Aam Aadmi Party MP Bhagwant Singh Mann said the growth rate had slumped to 5 per cent and wanted to know if the government was ready to acknowledge the slowdown.
Thakur pounced on Mann’s figure. “I first want to say that there is no 5 per cent slump,” he said.
The minister was seeking to deny the CSO’s statistics that showed growth in the first quarter (April-June) had slowed to 5 per cent — a six-year low.
Manmohan Singh had come out with a long list of facts in his article that were even more depressing. “By now the facts are evident to all — nominal GDP growth is at a 15-year low; unemployment is at a 45-year high; household consumption is at a four-decade low; bad loans are at an all-time high; growth in electricity generation is at a 15-year low — the list of highs and lows is long and distressing,” he wrote.
Mann — clearly poorly informed here — said: “RBI ke director ne bhi kaha ki business main vishwas nahi raha (The RBI director too has said that business confidence has eroded).”

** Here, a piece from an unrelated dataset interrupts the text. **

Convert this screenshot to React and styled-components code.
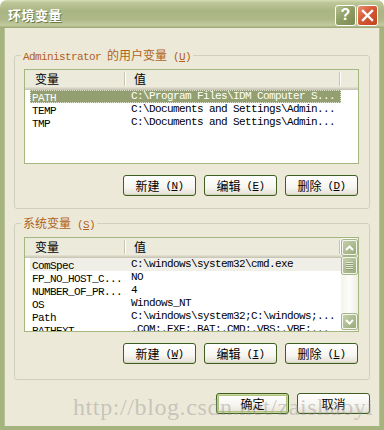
import React from "react";
import styled, { createGlobalStyle } from "styled-components";

const GlobalStyle = createGlobalStyle`
  html, body {
    margin: 0;
    padding: 0;
    background: #ffffff;
  }
  body {
    font-family: "Noto Sans CJK SC", sans-serif;
  }
`;

const userVars = [
	{ name: "PATH", value: "C:\\Program Files\\IDM Computer S...", selected: true },
	{ name: "TEMP", value: "C:\\Documents and Settings\\Admin..." },
	{ name: "TMP", value: "C:\\Documents and Settings\\Admin..." },
];

const systemVars = [
	{ name: "ComSpec", value: "C:\\windows\\system32\\cmd.exe", inactive: true },
	{ name: "FP_NO_HOST_C...", value: "NO" },
	{ name: "NUMBER_OF_PR...", value: "4" },
	{ name: "OS", value: "Windows_NT" },
	{ name: "Path", value: "C:\\windows\\system32;C:\\windows;..." },
	{ name: "PATHEXT", value: ".COM;.EXE;.BAT;.CMD;.VBS;.VBE;..." },
];

export default function App() {
	return (
		<>
			<GlobalStyle />
			<Window>
				<TitleBar>
					<Title>环境变量</Title>
					<Caps>
						<CapButton kind='help'>?</CapButton>
						<CapButton kind='close'>
							<svg width='13' height='13' viewBox='0 0 13 13'>
								<path
									d='M2 2 L11 11 M11 2 L2 11'
									stroke='#fff'
									strokeWidth='2.4'
									strokeLinecap='square'
								/>
							</svg>
						</CapButton>
					</Caps>
				</TitleBar>
				<Body>
					<Group bottom={12}>
						<Legend>
							<Lat>Administrator </Lat>
							<Cn>的用户变量</Cn>
							<Lat>
								{" "}(<u>U</u>)
							</Lat>
						</Legend>
						<VarList rows={userVars} />
						<ButtonRow>
							<Button>
								<Cn>新建</Cn>
								<Lat>
									{" "}(<u>N</u>)
								</Lat>
							</Button>
							<Button>
								<Cn>编辑</Cn>
								<Lat>
									{" "}(<u>E</u>)
								</Lat>
							</Button>
							<Button>
								<Cn>删除</Cn>
								<Lat>
									{" "}(<u>D</u>)
								</Lat>
							</Button>
						</ButtonRow>
					</Group>
					<Group bottom={15} spaced>
						<Legend>
							<Cn>系统变量</Cn>
							<Lat>
								{" "}(<u>S</u>)
							</Lat>
						</Legend>
						<VarList rows={systemVars} scroll />
						<ButtonRow>
							<Button>
								<Cn>新建</Cn>
								<Lat>
									{" "}(<u>W</u>)
								</Lat>
							</Button>
							<Button>
								<Cn>编辑</Cn>
								<Lat>
									{" "}(<u>I</u>)
								</Lat>
							</Button>
							<Button>
								<Cn>删除</Cn>
								<Lat>
									{" "}(<u>L</u>)
								</Lat>
							</Button>
						</ButtonRow>
					</Group>
					<DialogButtons>
						<Button isDefault>
							<Cn>确定</Cn>
						</Button>
						<Button>
							<Cn>取消</Cn>
						</Button>
					</DialogButtons>
				</Body>
				<Watermark>http://blog.csdn.net/zaishaoyi</Watermark>
			</Window>
		</>
	);
}

function VarList({ rows, scroll }) {
	return (
		<List>
			<ListMain>
				<Header>
					<HeadCell width={99} pad={10}>
						<Cn>变量</Cn>
					</HeadCell>
					<HeadDivider />
					<HeadCell width={213} pad={8}>
						<Cn>值</Cn>
					</HeadCell>
					<HeadDivider />
				</Header>
				<Rows>
					{rows.map((row) => (
						<Row
							key={row.name}
							selected={row.selected}
							inactive={row.inactive}>
							<NameCell>
								<Lat>{row.name}</Lat>
							</NameCell>
							<Lat>{row.value}</Lat>
						</Row>
					))}
				</Rows>
			</ListMain>
			{scroll && (
				<ScrollBar>
					<ScrollButton>
						<svg width='9' height='6' viewBox='0 0 9 6'>
							<path d='M1 5 L4.5 1.5 L8 5' stroke='#fff' strokeWidth='2' fill='none' />
						</svg>
					</ScrollButton>
					<Thumb>
						<Grip />
						<Grip />
						<Grip />
						<Grip />
					</Thumb>
					<Track />
					<ScrollButton>
						<svg width='9' height='6' viewBox='0 0 9 6'>
							<path d='M1 1 L4.5 4.5 L8 1' stroke='#fff' strokeWidth='2' fill='none' />
						</svg>
					</ScrollButton>
				</ScrollBar>
			)}
		</List>
	);
}

const Window = styled.div`
	position: relative;
	width: 384px;
	height: 430px;
	display: flex;
	flex-direction: column;
	overflow: hidden;
	border-radius: 7px 7px 0 0;
	background: #ece9d8;
	font-size: 12px;
	color: #000;
`;

const TitleBar = styled.div`
	height: 28px;
	flex-shrink: 0;
	display: flex;
	align-items: center;
	justify-content: space-between;
	padding: 0 6px 0 8px;
	box-sizing: border-box;
	background: linear-gradient(
		180deg,
		#d6dcb6 0%,
		#bcc596 10%,
		#aab583 40%,
		#aeb888 70%,
		#c3cb9f 90%,
		#98a571 100%
	);
`;

const Title = styled.div`
	font-family: "Noto Sans CJK SC", sans-serif;
	font-weight: 700;
	font-size: 13px;
	color: #ffffff;
	text-shadow: 1px 1px 0 #6f7c4a;
	letter-spacing: 0.5px;
	margin-top: 1px;
`;

const Caps = styled.div`
	display: flex;
	gap: 1px;
	margin-top: 2px;
`;

const CapButton = styled.div`
	width: 21px;
	height: 21px;
	box-sizing: border-box;
	border: 1px solid #ffffff;
	border-radius: 3px;
	display: flex;
	align-items: center;
	justify-content: center;
	color: #fff;
	font-family: "Liberation Sans", sans-serif;
	font-weight: 700;
	font-size: 16px;
	background: ${(p) =>
		p.kind === "close"
			? "linear-gradient(135deg, #e98e6e 0%, #d55a35 45%, #c1401f 100%)"
			: "linear-gradient(135deg, #b5c18f 0%, #8d9b64 50%, #7b8a53 100%)"};
`;

const Body = styled.div`
	flex: 1;
	display: flex;
	flex-direction: column;
	padding: 20px 10px 0 10px;
	border-left: 4px solid #a5b37e;
	border-right: 4px solid #a5b37e;
	border-bottom: 4px solid #a5b37e;
	box-shadow: inset 1px 0 0 #b7c393, inset -1px 0 0 #b7c393;
`;

const Group = styled.fieldset`
	margin: ${(p) => (p.spaced ? "7px" : "0")} 0 0 0;
	padding: 7px 10px ${(p) => p.bottom}px 9px;
	border: 1px solid #d0d0bf;
	border-radius: 3px;
	min-width: 0;
	display: flex;
	flex-direction: column;
`;

const Legend = styled.legend`
	padding: 0 2px;
	margin-left: -3px;
	line-height: 14px;
	height: 14px;
	color: #b0621b;
	white-space: nowrap;
`;

const Lat = styled.span`
	font-family: "Liberation Mono", monospace;
	font-size: 11px;
	letter-spacing: -0.6px;
	white-space: pre;
`;

const Cn = styled.span`
	font-family: "Noto Sans CJK SC", sans-serif;
	font-size: 12px;
	letter-spacing: 0;
`;

const List = styled.div`
	height: 95px;
	box-sizing: border-box;
	border: 1px solid #a5b780;
	background: #ffffff;
	display: flex;
	overflow: hidden;
`;

const ListMain = styled.div`
	flex: 1;
	display: flex;
	flex-direction: column;
	min-width: 0;
`;

const Header = styled.div`
	height: 20px;
	flex-shrink: 0;
	display: flex;
	align-items: center;
	background: #ebeadb;
	box-shadow: inset 0 -1px 0 #cbc7b8, inset 0 -2px 0 #d6d2c2,
		inset 0 -3px 0 #e2decd;
	padding-bottom: 2px;
	box-sizing: border-box;
`;

const HeadCell = styled.div`
	width: ${(p) => p.width}px;
	padding-left: ${(p) => p.pad}px;
	box-sizing: border-box;
	line-height: 14px;
`;

const HeadDivider = styled.div`
	width: 1px;
	height: 14px;
	background: #c7c5b2;
	box-shadow: 1px 0 0 #ffffff;
	margin-right: 1px;
`;

const Rows = styled.div`
	display: flex;
	flex-direction: column;
`;

const Row = styled.div`
	height: 13px;
	width: 311px;
	margin-left: 5px;
	display: flex;
	align-items: center;
	box-sizing: border-box;
	line-height: 13px;
	color: ${(p) => (p.selected ? "#ffffff" : "#000000")};
	background: ${(p) =>
		p.selected ? "#939f70" : p.inactive ? "#efeee7" : "transparent"};
	outline: ${(p) => (p.selected ? "1px dotted #dfe3cc" : "none")};
	outline-offset: -1px;
	white-space: nowrap;
	overflow: hidden;
`;

const NameCell = styled.div`
	width: 101px;
	padding-left: 2px;
	box-sizing: border-box;
	flex-shrink: 0;
	overflow: hidden;
`;

const ScrollBar = styled.div`
	width: 17px;
	flex-shrink: 0;
	display: flex;
	flex-direction: column;
	gap: 2px;
	padding: 2px 0 2px 1px;
	box-sizing: border-box;
	background: linear-gradient(90deg, #f4f3ec 0%, #fcfcf9 50%, #efeee5 100%);
`;

const ScrollButton = styled.div`
	height: 15px;
	width: 15px;
	box-sizing: border-box;
	border: 1px solid #f5f7ef;
	border-radius: 2px;
	box-shadow: 0 0 0 1px #a6b489;
	display: flex;
	align-items: center;
	justify-content: center;
	background: linear-gradient(135deg, #c4d0ac 0%, #a9b88d 60%, #9aaa7e 100%);
`;

const Thumb = styled(ScrollButton)`
	height: 17px;
	flex-direction: column;
	gap: 1px;
`;

const Grip = styled.div`
	width: 7px;
	height: 1px;
	background: #e4ead7;
	box-shadow: 0 1px 0 #8e9e72;
`;

const Track = styled.div`
	flex: 1;
`;

const ButtonRow = styled.div`
	display: flex;
	justify-content: flex-end;
	gap: 8px;
	margin-top: 11px;
	margin-right: 1px;
`;

const DialogButtons = styled.div`
	display: flex;
	justify-content: flex-end;
	gap: 8px;
	margin-top: 13px;
`;

const Button = styled.div`
	width: 73px;
	height: 21px;
	box-sizing: border-box;
	border: 1px solid #3f5e22;
	border-radius: 3px;
	display: flex;
	align-items: center;
	justify-content: center;
	background: linear-gradient(180deg, #ffffff 0%, #f6f5f0 60%, #e3e0d2 100%);
	box-shadow: ${(p) =>
		p.isDefault
			? "inset 0 0 0 1px #c9d79e, inset 0 0 0 2px #b2c47e"
			: "inset 0 -1px 0 #d6d2c0"};
	line-height: 14px;
`;

const Watermark = styled.div`
	position: absolute;
	left: 73px;
	top: 394px;
	font-family: "Liberation Serif", serif;
	font-size: 24px;
	letter-spacing: 0.6px;
	color: rgba(150, 150, 150, 0.45);
	white-space: nowrap;
	pointer-events: none;
`;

What he may have been referring to was the RBI’s recent industrial outlook survey, which polled responses from 481 companies, showing that the indices measuring India Inc’s perceptions about the current state of business and its six-month forward-looking business expectations had both edged down to their lowest levels since the first quarter of 2014-15.
Thakur was bristling as he riposted: “Main inse janna bhi chahta hoon ki RBI ke kaun se governor ne yeh kaha hai (I want to know from him which RBI governor has said this).”
But soon it was the turn of Saugata Roy of the Trinamul Congress to take the battle forward. Roy said the IMF had trimmed India’s growth forecast to 6.1 per cent for the year; Moody’s Investor Services had downgraded the outlook on India to negative from stable while retaining its foreign and local currency credit rating at Baa2; and factory output had contracted to minus 1.1 per cent in August (it was worse in September at 4.3 per cent).
Roy wanted to know if the government was brave enough to finally admit that the demonetisation was responsible for the current state of affairs.
That’s when Thakur trotted out his lies: “Isse Trinamul Congress ya mananiya sadasya shayad sehmat na ho, lekin main inke dhyan mein lana chahta hoon ki jo taxpayers the, unki sankhya demonetisation ke baad lagbagh duguni hui hai. Desh ki jo direct tax ki revenue collection lagbagh duguni hui, woh bhi isi karan hui hai. Yeh desh ke vikas me ek bahut bada kadam tha, jo lambe samay tak is desh ki arthvyavastha ko aage badhane wala ek bahut bada nirnay siddh hoga (The Trinamul Congress and its worthy MP might not agree, but the fact remains that the taxpayers’ base has doubled since the demonetisation, and direct tax collections have also doubled since then. The demonetisation was a big measure that will underpin India’s growth for many years to come).”
And that’s where Thakur’s argument crumbles.
Statistics sourced from the income-tax department clearly show that the taxpayer’s base in assessment year 2016-17 (that is, the year before the demonetisation) was 6.92 crore. It rose to 8.45 crore in assessment year 2018-19 for which the latest figures are available in the public domain — a mere 22 per cent growth.
Similarly, direct tax collections rose from Rs 741,945 crore in 2015-16 — the fiscal year before the demonetisation — to Rs 1,137,685 crore, an increase of 53.3 per cent, which is impressive but nowhere near double the previous year’s figure.